The Haunting On Brunswick is a commercial-scale Halloween event made for the easily frightened kid inside us all. It's a theatrical production created by an ad-hoc group of Halloween enthusiasts and it is all for charity.
There will be a significant contribution made by the haunting organizers to their chosen charity: Costumes For A Cause (C4AC), a volunteer all-local agency that provides costumes, toys and fun times for kids in medical difficulties.
"We walked through rehearsal last night. It's horrifying," said a C4AC statement.
The presale tickets for The Haunting On Brunswick flew out the door and a second round also had strong sales. The response was so overwhelming, said Haunting spokesperson Dave Leach, that the organizers nixed any plans to sell tickets at the door. If even one remains, it must be obtained via the Facebook page.
All this for a set of tours (several per night, about 15 minutes each, running from Oct. 27-31) through the defunct RCMP detachment on Brunswick Street.
"This town is obviously hungry for Halloween," said Leach.
He has the ways and the means to create such an event, as the co-owner of Excalibur Theatre Arts and also a veteran of this sort of thing. When he got the idea together with the folks of PowerUp Prince George (a charity gaming group in P.G.), they were an unstoppable Halloween force.
"I was part of a haunted house they ran at the (BC Northern) Exhibition a number of years ago," Leach said. "It was more of a narrative experience and smaller scale, but it went really well, and people told me ever since 'we should do that again, but bigger' and this year we did that."
Leach praised the City of Prince George staff for helping execute on their vision. A number of big, unused buildings were presented as options but all agreed the former RCMP detachment was ideal, with all its concrete and cells. It was also a place with which Leach was quite familiar. His father Steve was once the superintendent there.

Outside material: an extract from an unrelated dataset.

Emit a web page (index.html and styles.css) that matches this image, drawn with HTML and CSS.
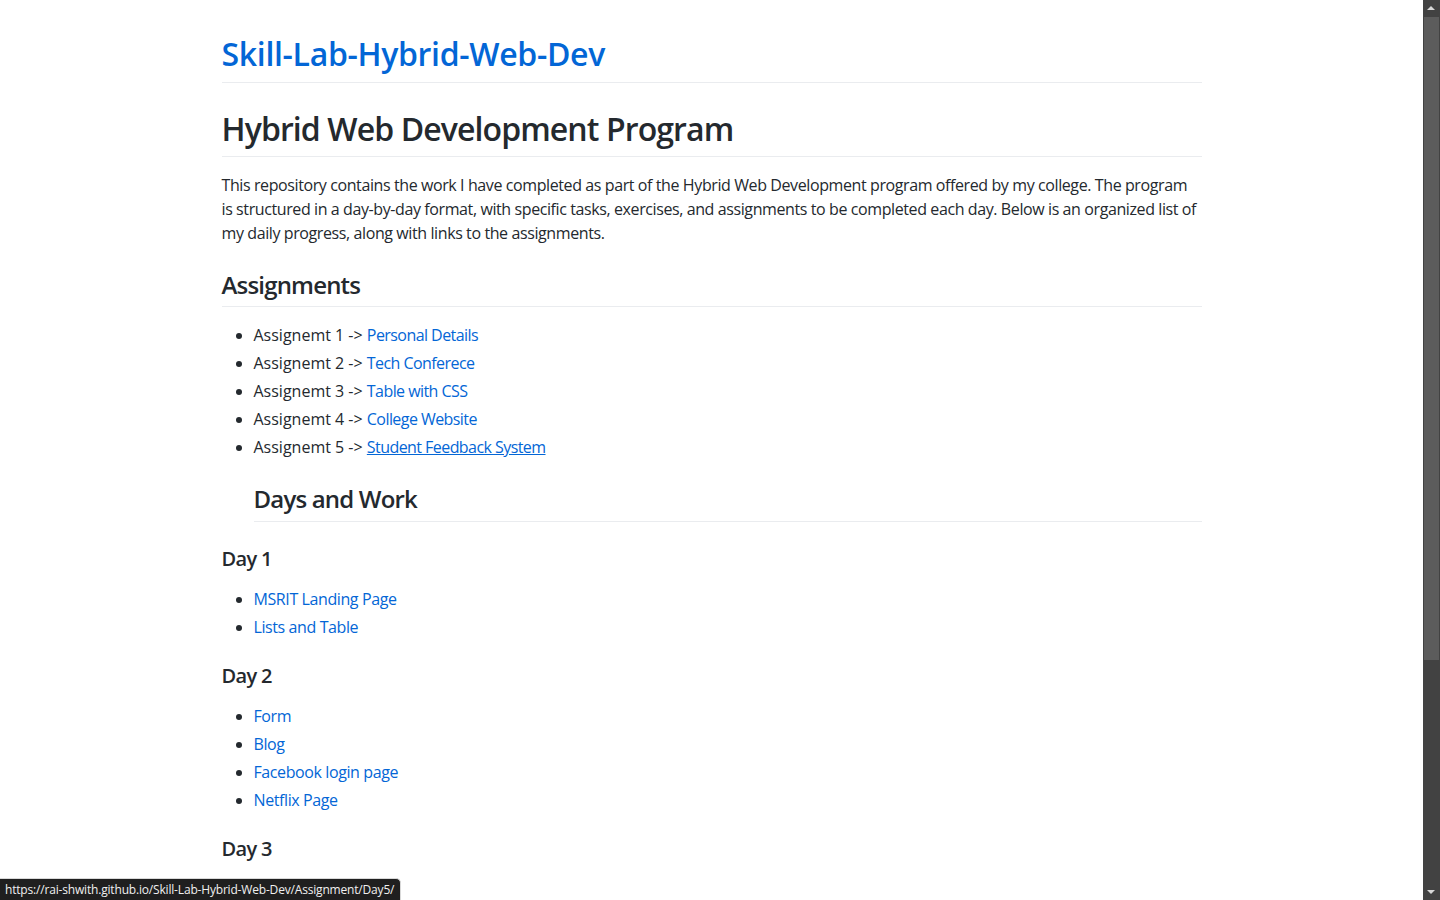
FILE: index.html
```html
<!DOCTYPE html>
<html lang="en">
<head>
<meta charset="utf-8">
<title>Skill-Lab-Hybrid-Web-Dev</title>
<link rel="stylesheet" href="styles.css">
</head>
<body>
<div class="page">
  <div class="container markdown-body">
    <h1 class="site-title"><a href="#">Skill-Lab-Hybrid-Web-Dev</a></h1>

    <h1>Hybrid Web Development Program</h1>
    <p>This repository contains the work I have completed as part of the Hybrid Web Development program offered by my college. The program is structured in a day-by-day format, with specific tasks, exercises, and assignments to be completed each day. Below is an organized list of my daily progress, along with links to the assignments.</p>

    <h2>Assignments</h2>
    <ul class="assignments">
      <li>Assignemt 1 -&gt; <a href="#">Personal Details</a></li>
      <li>Assignemt 2 -&gt; <a href="#">Tech Conferece</a></li>
      <li>Assignemt 3 -&gt; <a href="#">Table with CSS</a></li>
      <li>Assignemt 4 -&gt; <a href="#">College Website</a></li>
      <li>Assignemt 5 -&gt; <a href="#" class="hover">Student Feedback System</a></li>
    </ul>
    <div class="indented">
      <h2>Days and Work</h2>
    </div>

    <h3>Day 1</h3>
    <ul>
      <li><a href="#">MSRIT Landing Page</a></li>
      <li><a href="#">Lists and Table</a></li>
    </ul>

    <h3>Day 2</h3>
    <ul>
      <li><a href="#">Form</a></li>
      <li><a href="#">Blog</a></li>
      <li><a href="#">Facebook login page</a></li>
      <li><a href="#">Netflix Page</a></li>
    </ul>

    <h3>Day 3</h3>
  </div>
</div>

<div class="status-bubble">https://rai-shwith.github.io/Skill-Lab-Hybrid-Web-Dev/Assignment/Day5/</div>

<div class="scrollbar">
  <div class="sb-arrow sb-up"></div>
  <div class="sb-thumb"></div>
  <div class="sb-track"></div>
  <div class="sb-arrow sb-down"></div>
</div>
</body>
</html>
```

FILE: styles.css
```css
html, body {
  margin: 0;
  padding: 0;
  height: 100%;
  overflow: hidden;
  background: #fff;
}

body {
  font-family: "Open Sans", "Noto Sans", "Liberation Sans", sans-serif;
  font-size: 16px;
  line-height: 1.5;
  color: #24292e;
  letter-spacing: -0.025em;
}

.page {
  margin-right: 17px;
}

.container {
  max-width: 1012px;
  margin: 32px auto;
  padding: 0 16px;
  box-sizing: border-box;
}

.markdown-body a {
  color: #0366d6;
  text-decoration: none;
}

.markdown-body a.hover {
  text-decoration: underline;
}

.markdown-body h1,
.markdown-body h2,
.markdown-body h3 {
  margin-top: 24px;
  margin-bottom: 16px;
  font-weight: 600;
  line-height: 1.25;
  letter-spacing: -0.034em;
}

.markdown-body h1 {
  font-size: 32px;
  padding-top: 2px;
  padding-bottom: 7.6px;
  border-bottom: 1px solid #eaecef;
  letter-spacing: -0.028em;
}

.markdown-body h1.site-title {
  margin-top: 0;
  letter-spacing: -0.01em;
}

.markdown-body h2 {
  font-size: 24px;
  padding-top: 1px;
  padding-bottom: 6.2px;
  border-bottom: 1px solid #eaecef;
}

.markdown-body h3 {
  font-size: 20px;
}

.markdown-body p {
  margin-top: 0;
  margin-bottom: 16px;
}

.markdown-body ul {
  margin-top: 0;
  margin-bottom: 16px;
  padding-left: 32px;
}

.markdown-body li + li {
  margin-top: 4px;
}

.assignments li {
  letter-spacing: 0;
}

.assignments li a {
  letter-spacing: -0.035em;
}

.indented {
  padding-left: 32px;
}

.status-bubble {
  position: fixed;
  left: 0;
  bottom: 0;
  height: 21px;
  line-height: 21px;
  padding: 0 6px 0 5px;
  background: #1f1f1f;
  color: #f0f0f0;
  font-family: "Open Sans", "Noto Sans", sans-serif;
  font-size: 12px;
  letter-spacing: -0.015em;
  border-top: 1px solid #d9d9d9;
  border-right: 1px solid #d9d9d9;
  border-top-right-radius: 5px;
  white-space: nowrap;
}

.scrollbar {
  position: fixed;
  top: 0;
  right: 0;
  width: 17px;
  height: 100%;
  display: flex;
  flex-direction: column;
  background: #424242;
}

.sb-arrow {
  height: 17px;
  flex: none;
  position: relative;
}

.sb-arrow::after {
  content: "";
  position: absolute;
  left: 4px;
  width: 0;
  height: 0;
  border-left: 4px solid transparent;
  border-right: 4px solid transparent;
}

.sb-up::after {
  top: 6px;
  border-bottom: 4px solid #d8d8d8;
}

.sb-down::after {
  top: 7px;
  border-top: 4px solid #d8d8d8;
}

.sb-thumb {
  height: 643px;
  flex: none;
  margin: 0 1px;
  background: #5c5c5c;
}

.sb-track {
  flex: 1;
}
```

"I was pretty old by the time my dad took over in P.G. but I definitely did spend some time in that building, I knew my way around," he said. "The whole thing is narrative. It's not a bunch of people jumping out saying boo. There's a whole immersive storytelling element to it, and that is tied to the location."
The cast is about 25 people, the crew more than 10 in number, so this is no small production.
"We haven't even done the first one yet and people are already on us to do another one next year," said Leach. "This will be our proof of concept. After we're finished we will decide what to do next year, but I think we should move it around to a different place each time, to keep the story fresh and the experience surprising for the audience."